## AIM OF THE TASK
Reproduce each line of the material exactly, minus any picture.

==========

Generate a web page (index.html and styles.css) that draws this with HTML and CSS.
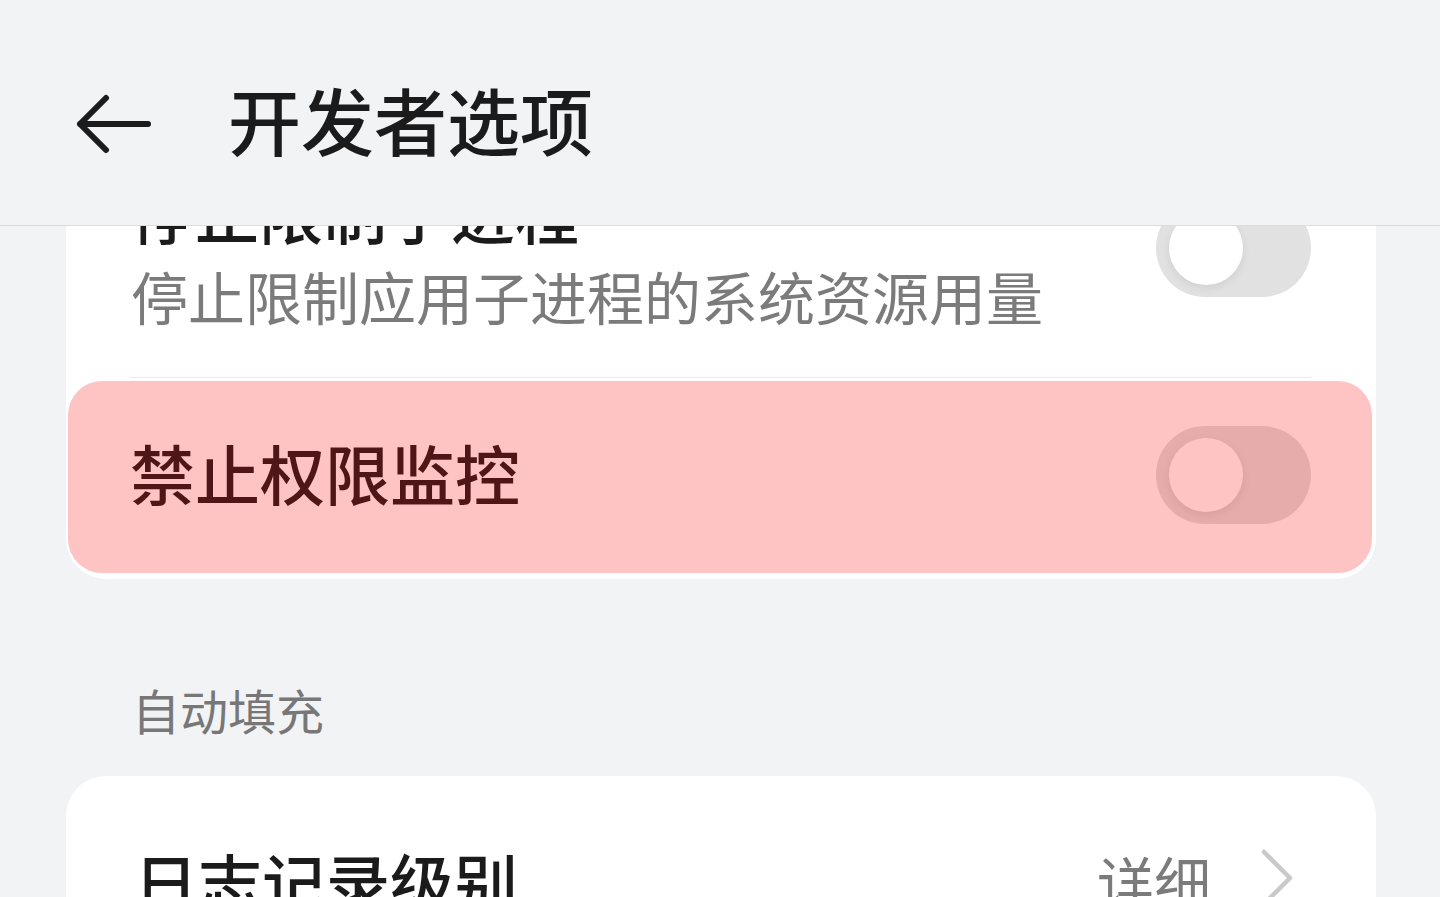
FILE: index.html
```html
<!DOCTYPE html>
<html lang="zh-CN">
<head>
  <meta charset="UTF-8" />
  <meta name="viewport" content="width=device-width, initial-scale=1" />
  <title>开发者选项</title>
  <link rel="stylesheet" href="styles.css">
</head>
<body>

  <div class="screen">
    <header class="topbar">
      <button class="back-btn" type="button" aria-label="返回">
        <svg width="76" height="62" viewBox="0 0 76 62">
          <path d="M4 31 H72 M30 5 L4 31 L30 57" fill="none" stroke="#1b1b1b" stroke-width="6" stroke-linecap="round" stroke-linejoin="round" />
        </svg>
      </button>
      <h1>开发者选项</h1>
    </header>

    <main class="content">
      <section class="card card-first">
        <div class="row row-two">
          <div class="row-text">
            <div class="row-title">停止限制子进程</div>
            <div class="row-sub">停止限制应用子进程的系统资源用量</div>
          </div>
          <span class="switch"><span class="knob"></span></span>
        </div>
        <div class="divider"></div>
        <div class="row row-highlight">
          <div class="row-title">禁止权限监控</div>
          <span class="switch"><span class="knob"></span></span>
        </div>
      </section>

      <div class="section-label">自动填充</div>

      <section class="card">
        <div class="row row-link">
          <div class="row-title">日志记录级别</div>
          <div class="row-value">
            <span>详细</span>
            <svg width="36" height="60" viewBox="0 0 36 60">
              <path d="M6 4 L32 30 L6 56" fill="none" stroke="#c9c9c9" stroke-width="4.5" stroke-linecap="round" stroke-linejoin="round" />
            </svg>
          </div>
        </div>
      </section>
    </main>
  </div>

</body>
</html>
```

FILE: styles.css
```css
body {
  margin: 0;
  font-family: "Noto Sans CJK SC", "Noto Sans", sans-serif;
  background: #f2f3f5;
  color: #1b1b1b;
}
.screen {
  width: 1440px;
  height: 897px;
  overflow: hidden;
  display: flex;
  flex-direction: column;
}
.topbar {
  height: 226px;
  box-sizing: border-box;
  padding-top: 12px;
  flex-shrink: 0;
  display: flex;
  align-items: center;
  border-bottom: 1px solid #dcdcde;
  background: #f2f3f5;
}
.back-btn {
  margin-left: 76px;
  margin-top: 10px;
  padding: 0;
  border: none;
  background: none;
  display: flex;
}
.topbar h1 {
  margin: 0 0 0 76px;
  font-size: 73px;
  font-weight: 500;
  line-height: 1;
}
.content {
  flex: 1;
  overflow: hidden;
}
.card {
  margin: 0 64px 0 66px;
  background: #ffffff;
  border-radius: 40px;
  overflow: hidden;
}
.card-first {
  margin-top: -107px;
  border-radius: 0 0 40px 40px;
}
.row {
  display: flex;
  align-items: center;
  justify-content: space-between;
}
.row-two {
  padding: 52px 65px 38px 65px;
}
.row-two .row-text {
  margin-bottom: 8px;
}
.row-two .switch {
  margin-bottom: 14px;
}
.row-title {
  font-size: 64px;
  font-weight: 500;
  line-height: 80px;
}
.row-sub {
  margin-top: 8px;
  font-size: 57px;
  line-height: 72px;
  color: #7b7b7b;
}
.divider {
  height: 1px;
  margin: 0 65px 0 64px;
  background: #ebebeb;
}
.switch {
  position: relative;
  width: 155px;
  height: 98px;
  border-radius: 49px;
  background: #e1e1e1;
  flex-shrink: 0;
}
.knob {
  position: absolute;
  left: 13px;
  top: 12px;
  width: 74px;
  height: 74px;
  border-radius: 50%;
  background: #ffffff;
  box-shadow: 0 3px 8px rgba(0, 0, 0, 0.08);
}
.row-highlight {
  margin: 3px 4px 6px 2px;
  height: 192px;
  padding: 0 61px 0 62px;
  border-radius: 34px;
  background: #fec4c4;
}
.row-highlight .row-title {
  font-size: 65px;
  margin-bottom: 10px;
  color: #4e1616;
}
.row-highlight .switch {
  margin-bottom: 4px;
  background: #e6acac;
}
.row-highlight .knob {
  background: #fec4c4;
  box-shadow: 0 3px 8px rgba(120, 40, 40, 0.1);
}
.section-label {
  margin: 98px 0 35px 132px;
  font-size: 48px;
  line-height: 64px;
  color: #777777;
}
.row-link {
  padding: 64px 82px 40px 68px;
  align-items: flex-start;
}
.row-value {
  display: flex;
  align-items: center;
  gap: 47px;
  font-size: 57px;
  line-height: 80px;
  color: #7b7b7b;
}
.row-value svg {
  margin-top: -4px;
}
```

==========

## TASK ANSWER
Generate a web page (index.html and styles.css) that draws this with HTML and CSS.
FILE: index.html
```html
<!DOCTYPE html>
<html lang="zh-CN">
<head>
  <meta charset="UTF-8" />
  <meta name="viewport" content="width=device-width, initial-scale=1" />
  <title>开发者选项</title>
  <link rel="stylesheet" href="styles.css">
</head>
<body>

  <div class="screen">
    <header class="topbar">
      <button class="back-btn" type="button" aria-label="返回">
        <svg width="76" height="62" viewBox="0 0 76 62">
          <path d="M4 31 H72 M30 5 L4 31 L30 57" fill="none" stroke="#1b1b1b" stroke-width="6" stroke-linecap="round" stroke-linejoin="round" />
        </svg>
      </button>
      <h1>开发者选项</h1>
    </header>

    <main class="content">
      <section class="card card-first">
        <div class="row row-two">
          <div class="row-text">
            <div class="row-title">停止限制子进程</div>
            <div class="row-sub">停止限制应用子进程的系统资源用量</div>
          </div>
          <span class="switch"><span class="knob"></span></span>
        </div>
        <div class="divider"></div>
        <div class="row row-highlight">
          <div class="row-title">禁止权限监控</div>
          <span class="switch"><span class="knob"></span></span>
        </div>
      </section>

      <div class="section-label">自动填充</div>

      <section class="card">
        <div class="row row-link">
          <div class="row-title">日志记录级别</div>
          <div class="row-value">
            <span>详细</span>
            <svg width="36" height="60" viewBox="0 0 36 60">
              <path d="M6 4 L32 30 L6 56" fill="none" stroke="#c9c9c9" stroke-width="4.5" stroke-linecap="round" stroke-linejoin="round" />
            </svg>
          </div>
        </div>
      </section>
    </main>
  </div>

</body>
</html>
```

FILE: styles.css
```css
body {
  margin: 0;
  font-family: "Noto Sans CJK SC", "Noto Sans", sans-serif;
  background: #f2f3f5;
  color: #1b1b1b;
}
.screen {
  width: 1440px;
  height: 897px;
  overflow: hidden;
  display: flex;
  flex-direction: column;
}
.topbar {
  height: 226px;
  box-sizing: border-box;
  padding-top: 12px;
  flex-shrink: 0;
  display: flex;
  align-items: center;
  border-bottom: 1px solid #dcdcde;
  background: #f2f3f5;
}
.back-btn {
  margin-left: 76px;
  margin-top: 10px;
  padding: 0;
  border: none;
  background: none;
  display: flex;
}
.topbar h1 {
  margin: 0 0 0 76px;
  font-size: 73px;
  font-weight: 500;
  line-height: 1;
}
.content {
  flex: 1;
  overflow: hidden;
}
.card {
  margin: 0 64px 0 66px;
  background: #ffffff;
  border-radius: 40px;
  overflow: hidden;
}
.card-first {
  margin-top: -107px;
  border-radius: 0 0 40px 40px;
}
.row {
  display: flex;
  align-items: center;
  justify-content: space-between;
}
.row-two {
  padding: 52px 65px 38px 65px;
}
.row-two .row-text {
  margin-bottom: 8px;
}
.row-two .switch {
  margin-bottom: 14px;
}
.row-title {
  font-size: 64px;
  font-weight: 500;
  line-height: 80px;
}
.row-sub {
  margin-top: 8px;
  font-size: 57px;
  line-height: 72px;
  color: #7b7b7b;
}
.divider {
  height: 1px;
  margin: 0 65px 0 64px;
  background: #ebebeb;
}
.switch {
  position: relative;
  width: 155px;
  height: 98px;
  border-radius: 49px;
  background: #e1e1e1;
  flex-shrink: 0;
}
.knob {
  position: absolute;
  left: 13px;
  top: 12px;
  width: 74px;
  height: 74px;
  border-radius: 50%;
  background: #ffffff;
  box-shadow: 0 3px 8px rgba(0, 0, 0, 0.08);
}
.row-highlight {
  margin: 3px 4px 6px 2px;
  height: 192px;
  padding: 0 61px 0 62px;
  border-radius: 34px;
  background: #fec4c4;
}
.row-highlight .row-title {
  font-size: 65px;
  margin-bottom: 10px;
  color: #4e1616;
}
.row-highlight .switch {
  margin-bottom: 4px;
  background: #e6acac;
}
.row-highlight .knob {
  background: #fec4c4;
  box-shadow: 0 3px 8px rgba(120, 40, 40, 0.1);
}
.section-label {
  margin: 98px 0 35px 132px;
  font-size: 48px;
  line-height: 64px;
  color: #777777;
}
.row-link {
  padding: 64px 82px 40px 68px;
  align-items: flex-start;
}
.row-value {
  display: flex;
  align-items: center;
  gap: 47px;
  font-size: 57px;
  line-height: 80px;
  color: #7b7b7b;
}
.row-value svg {
  margin-top: -4px;
}
```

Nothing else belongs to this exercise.